Walmart usually has them up to 6' diam.

Here's the tutorial for dummies.





Can't go wrong. Just make sure to do the swing correctly.

Sent from my XT1585 using Tapatalk


----------



## Lagavulin62 (Jun 1, 2016)

I've seen that video and a few others. I get the technique as far as spinning it, etc. What is a little confusing is the proper hold, esp when grabbing the lead ends, knowing how much to peel off. I am hoping when I get it(ordered from BP with free shipping) it will become somewhat obvious. If I get good maybe I will post my own video and make clear that part?


----------



## eliris (Dec 4, 2016)

Practice in ur yard before u go to the beach. As the video says, its not rocketscience

Sent from my XT1585 using Tapatalk


----------



## spicyitalian (Jan 18, 2012)

I've always used a 5' and have about a 60% success rate getting good throws. Sometimes I throw a taco and just hope nobody was watching. 
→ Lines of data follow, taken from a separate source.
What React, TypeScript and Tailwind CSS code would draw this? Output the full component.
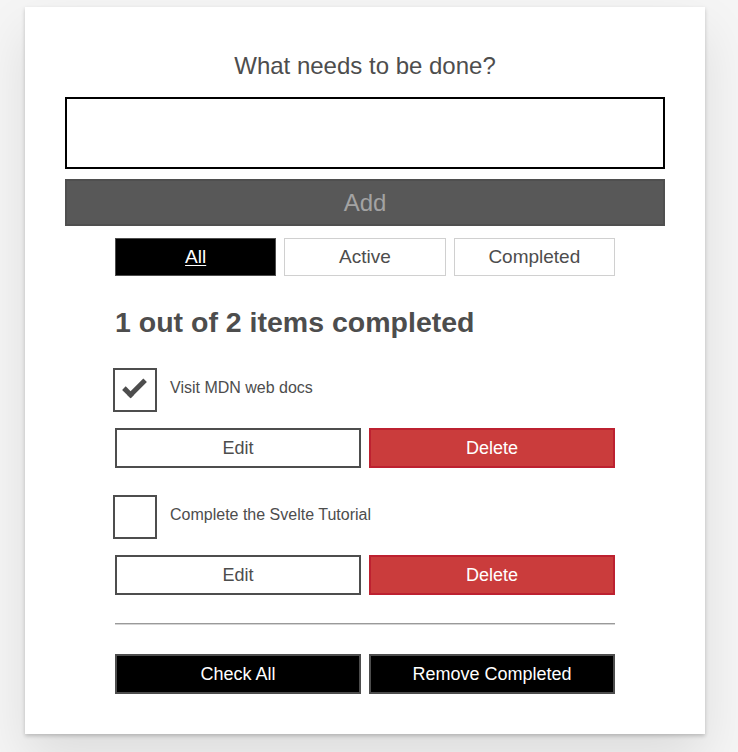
import { useState } from 'react';

type Todo = { id: number; name: string; completed: boolean };

const initialTodos: Todo[] = [
    { id: 1, name: 'Visit MDN web docs', completed: true },
    { id: 2, name: 'Complete the Svelte Tutorial', completed: false },
];

function TodoItem({ todo, onToggle }: { todo: Todo; onToggle: () => void }) {
    return (
        <li>
            <div className="flex h-[44px] items-center">
                <button
                    type="button"
                    onClick={onToggle}
                    className="relative -ml-[2px] h-[44px] w-[44px] shrink-0 border-2 border-[#4d4d4d] bg-white"
                    aria-label={todo.name}
                >
                    {todo.completed && (
                        <span className="absolute left-[8px] top-[10px] box-content h-[7px] w-[18px] -rotate-45 border-b-[5px] border-l-[5px] border-[#4d4d4d]" />
                    )}
                </button>
                <label className="pb-[5px] pl-[13px] text-[16px] leading-[20px]">{todo.name}</label>
            </div>
            <div className="mt-[16px] flex gap-[8px]">
                <button className="h-[40px] flex-1 border-2 border-[#4d4d4d] bg-white pt-[1px] text-[18px] text-[#4d4d4d]">
                    Edit
                </button>
                <button className="h-[40px] flex-1 border-2 border-[#bd2130] bg-[#ca3c3c] pt-[1px] text-[18px] text-white">
                    Delete
                </button>
            </div>
        </li>
    );
}

export default function App() {
    const [todos, setTodos] = useState(initialTodos);
    const [filter, setFilter] = useState('all');
    const [name, setName] = useState('');

    const done = todos.filter((t) => t.completed).length;
    const filters = [
        { key: 'all', label: 'All' },
        { key: 'active', label: 'Active' },
        { key: 'completed', label: 'Completed' },
    ];

    return (
        <div className="min-h-screen bg-[#f5f5f5] pb-[18px] pt-[7px] font-['Liberation_Sans',Arial,sans-serif] text-[#4d4d4d]">
            <div className="ml-[25px] w-[680px] bg-white p-[40px] shadow-[0_2px_4px_0_rgba(0,0,0,0.2),0_25px_50px_0_rgba(0,0,0,0.1)]">
                <h2 className="mb-[12px] text-center text-[24px] leading-[38px]">What needs to be done?</h2>
                <input
                    value={name}
                    onChange={(e) => setName(e.target.value)}
                    className="block h-[72px] w-full border-2 border-black px-5 text-[19px] outline-none"
                />
                <button
                    disabled={!name}
                    className="mt-[10px] h-[47px] w-full border-2 border-[#4f4f4f] bg-[#585858] text-[24px] text-[#a3a3a3]"
                >
                    Add
                </button>

                <div className="mx-auto mt-[12px] flex w-[500px] gap-[8px]">
                    {filters.map((f) =>
                        f.key === filter ? (
                            <button
                                key={f.key}
                                onClick={() => setFilter(f.key)}
                                className="h-[38px] flex-1 border border-[#4d4d4d] bg-black pt-[1px] text-[19px] text-white underline underline-offset-2"
                            >
                                {f.label}
                            </button>
                        ) : (
                            <button
                                key={f.key}
                                onClick={() => setFilter(f.key)}
                                className="h-[38px] flex-1 border border-[#d0d0d0] bg-white pt-[1px] text-[19px] text-[#4d4d4d]"
                            >
                                {f.label}
                            </button>
                        )
                    )}
                </div>

                <div className="mx-auto w-[500px]">
                    <h2 className="mt-[29px] text-[28.5px] font-bold leading-[34px]">
                        {done} out of {todos.length} items completed
                    </h2>
                    <ul className="mt-[29px] flex flex-col gap-[27px]">
                        {todos.map((t) => (
                            <TodoItem
                                key={t.id}
                                todo={t}
                                onToggle={() =>
                                    setTodos(todos.map((x) => (x.id === t.id ? { ...x, completed: !x.completed } : x)))
                                }
                            />
                        ))}
                    </ul>
                    <hr className="mt-[28px] h-[2px] border-0 border-t border-b border-t-[#9a9a9a] border-b-[#d4d4d4]" />
                    <div className="mt-[29px] flex gap-[8px]">
                        <button className="h-[40px] flex-1 border-2 border-[#4d4d4d] bg-black pt-[1px] text-[18px] text-white">
                            Check All
                        </button>
                        <button className="h-[40px] flex-1 border-2 border-[#4d4d4d] bg-black pt-[1px] text-[18px] text-white">
                            Remove Completed
                        </button>
                    </div>
                </div>
            </div>
        </div>
    );
}
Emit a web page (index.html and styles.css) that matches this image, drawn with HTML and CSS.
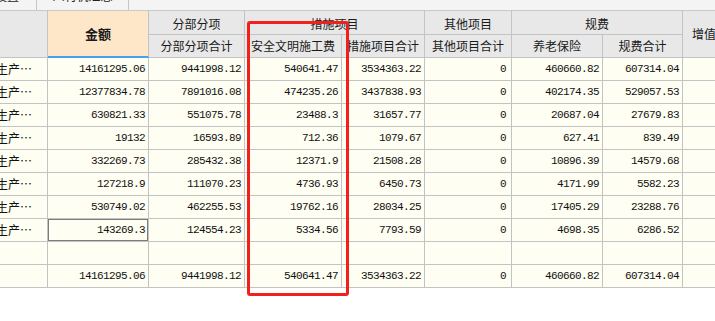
FILE: index.html
```html
<!DOCTYPE html>
<html lang="zh-CN">
<head>
<meta charset="utf-8">
<title>费用汇总</title>
<link rel="stylesheet" href="styles.css">
</head>
<body>
<div class="sheet">
  <div class="tabs">
    <div class="tab tab-first"><span>设置</span></div>
    <div class="tab tab-second"><span>人材机汇总</span></div>
  </div>
  <table class="grid">
    <colgroup>
      <col class="c0"><col class="c1"><col class="c2"><col class="c3"><col class="c4"><col class="c5"><col class="c6"><col class="c7"><col class="c8">
    </colgroup>
    <thead>
      <tr class="hr1">
        <th rowspan="2" class="corner"></th>
        <th rowspan="2" class="amt">金额</th>
        <th>分部分项</th>
        <th colspan="2">措施项目</th>
        <th>其他项目</th>
        <th colspan="2">规费</th>
        <th rowspan="2" class="vat">增值税</th>
      </tr>
      <tr class="hr2">
        <th>分部分项合计</th>
        <th>安全文明施工费</th>
        <th>措施项目合计</th>
        <th>其他项目合计</th>
        <th>养老保险</th>
        <th>规费合计</th>
      </tr>
    </thead>
    <tbody>
      <tr><td class="name">生产…</td><td class="num">14161295.06</td><td class="num">9441998.12</td><td class="num">540641.47</td><td class="num">3534363.22</td><td class="num zero">0</td><td class="num">460660.82</td><td class="num">607314.04</td><td></td></tr>
      <tr><td class="name">生产…</td><td class="num">12377834.78</td><td class="num">7891016.08</td><td class="num">474235.26</td><td class="num">3437838.93</td><td class="num zero">0</td><td class="num">402174.35</td><td class="num">529057.53</td><td></td></tr>
      <tr><td class="name">生产…</td><td class="num">630821.33</td><td class="num">551075.78</td><td class="num">23488.3</td><td class="num">31657.77</td><td class="num zero">0</td><td class="num">20687.04</td><td class="num">27679.83</td><td></td></tr>
      <tr><td class="name">生产…</td><td class="num">19132</td><td class="num">16593.89</td><td class="num">712.36</td><td class="num">1079.67</td><td class="num zero">0</td><td class="num">627.41</td><td class="num">839.49</td><td></td></tr>
      <tr><td class="name">生产…</td><td class="num">332269.73</td><td class="num">285432.38</td><td class="num">12371.9</td><td class="num">21508.28</td><td class="num zero">0</td><td class="num">10896.39</td><td class="num">14579.68</td><td></td></tr>
      <tr><td class="name">生产…</td><td class="num">127218.9</td><td class="num">111070.23</td><td class="num">4736.93</td><td class="num">6450.73</td><td class="num zero">0</td><td class="num">4171.99</td><td class="num">5582.23</td><td></td></tr>
      <tr><td class="name">生产…</td><td class="num">530749.02</td><td class="num">462255.53</td><td class="num">19762.16</td><td class="num">28034.25</td><td class="num zero">0</td><td class="num">17405.29</td><td class="num">23288.76</td><td></td></tr>
      <tr><td class="name">生产…</td><td class="num selected">143269.3</td><td class="num">124554.23</td><td class="num">5334.56</td><td class="num">7793.59</td><td class="num zero">0</td><td class="num">4698.35</td><td class="num">6286.52</td><td></td></tr>
      <tr><td></td><td></td><td></td><td></td><td></td><td></td><td></td><td></td><td></td></tr>
      <tr><td></td><td class="num">14161295.06</td><td class="num">9441998.12</td><td class="num">540641.47</td><td class="num">3534363.22</td><td class="num zero">0</td><td class="num">460660.82</td><td class="num">607314.04</td><td></td></tr>
    </tbody>
  </table>
  <div class="highlight"></div>
</div>
</body>
</html>
```
FILE: styles.css
```css
html, body {
  margin: 0;
  padding: 0;
  background: #ffffff;
  overflow: hidden;
}

body {
  font-family: "Noto Sans CJK SC", "Noto Sans", sans-serif;
  font-size: 12px;
  color: #111;
}

.sheet {
  position: relative;
  width: 715px;
  height: 321px;
  overflow: hidden;
}

/* top tabs (scrolled, only their lower part is visible) */
.tabs {
  display: flex;
  height: 10px;
  background: #f4f4f4;
  border-bottom: 1px solid #c9c9c9;
  overflow: hidden;
}

.tab {
  height: 10px;
  border-right: 1px solid #c6c6c6;
  overflow: hidden;
  box-sizing: border-box;
}

.tab span {
  display: block;
  line-height: 14px;
  margin-top: -11px;
  white-space: nowrap;
  color: #222;
}

.tab-first {
  width: 37px;
}

.tab-first span {
  text-indent: -5px;
}

.tab-second {
  width: 92px;
  text-align: center;
}

/* grid */
.grid {
  table-layout: fixed;
  border-collapse: separate;
  border-spacing: 0;
  width: 763px;
}

.c0 { width: 48px; }
.c1 { width: 101px; }
.c2 { width: 96px; }
.c3 { width: 97px; }
.c4 { width: 83px; }
.c5 { width: 87px; }
.c6 { width: 91px; }
.c7 { width: 80px; }
.c8 { width: 80px; }

.grid th,
.grid td {
  padding: 0;
  border-right: 1px solid #c3c3c3;
  border-bottom: 1px solid #c3c3c3;
  line-height: 14px;
  white-space: nowrap;
  overflow: hidden;
}

.grid th {
  background: #e8e8e8;
  font-weight: normal;
  text-align: center;
  color: #1a1a1a;
}

.hr1 { height: 24px; }
.hr1 th { padding-top: 2px; }
.hr2 { height: 23px; }

.grid th.amt {
  background: #fee6c9;
  font-weight: bold;
  font-size: 13px;
  border-bottom: 2px solid #4a9ef2;
  padding-top: 0;
}

.grid th.vat {
  text-align: left;
  padding-left: 9px;
  padding-top: 0;
}

.grid tbody tr { height: 23px; }

.grid td {
  background: #fefef2;
}

.grid td.name {
  text-indent: -4px;
  text-overflow: clip;
}

.grid td.num {
  text-align: right;
  padding-right: 3px;
  font-family: "Liberation Mono", "DejaVu Sans Mono", monospace;
  font-size: 11px;
  letter-spacing: -0.6px;
  color: #111;
}

.grid td.zero {
  padding-right: 5px;
}

.grid td.selected {
  position: relative;
}

.grid td.selected::after {
  content: "";
  position: absolute;
  top: -1px;
  left: -1px;
  right: -1px;
  bottom: -1px;
  border: 2px solid #7d7d7d;
}

/* red annotation box */
.highlight {
  position: absolute;
  left: 247px;
  top: 21px;
  width: 102px;
  height: 275px;
  box-sizing: border-box;
  border: 3px solid #f2201a;
  border-radius: 3px;
  pointer-events: none;
}
```
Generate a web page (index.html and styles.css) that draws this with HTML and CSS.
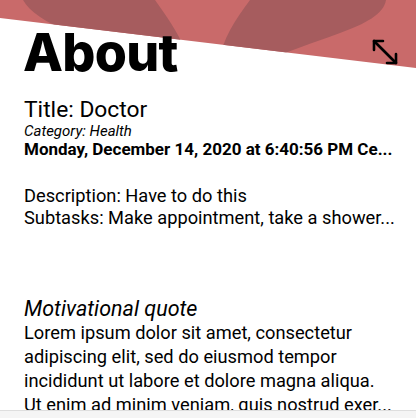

In my experience, get one that has the lighter weights. After 10+ throws with 1lb per radius, my shoulder was killing me. The lighter ones I've been able to throw much more accurately, further and more tries. Also, I found that holding the weights in one hand and the nut and rope in the water at waist level helped reduce fatigue while I was looking/waiting for the spot I wanted to throw to. If I held it in the ready to throw position while waiting, it killed me after a short time.


----------



## Wet Larry (Aug 3, 2012)

Capt Ozzie Arnold out of Matagorda told me to look at cast net king out of Florida. 

They make one of the best


----------



## bigdav160 (Aug 25, 2004)

eliris said:


> Practice in ur yard before u go to the beach. As the video says, its not rocketscience
> 
> Sent from my XT1585 using Tapatalk


True but it's a lot harder standing in navel deep water. :work:


----------



## eliris (Dec 4, 2016)

Exactly why u should practice at home to get the techniq right, before having to deal with the surf as well.

Sent from my XT1585 using Tapatalk


----------



## rayfish (Apr 5, 2006)

Start out throwing 3.5 to 4 foot then move up, Ive been throwing a 5 footer for 35 years and catch plenty of bait shrimp, shad, finger mullet to horse mullet. The best piece of advice I could give is to double the length of rope to the net especially throwing from the bank, then learn how to read the water for bait.


----------



## jpdarby2 (Aug 17, 2016)

I buy small (4 ft) cheap nets because beach conditions are rough on any piece of equipment and I don't want to ruin some expensive handmade net. I rather put my money into reels. Nothing is more valuable than being able to read the water/bait. If you can read the water/bait well, all you need is a 2ft net that you can place accurately.


----------



## Poppycorn (Jul 4, 2017)

In regard to reading the water/bait properly... could someone expand on that, or suggest a video link? Thank you


----------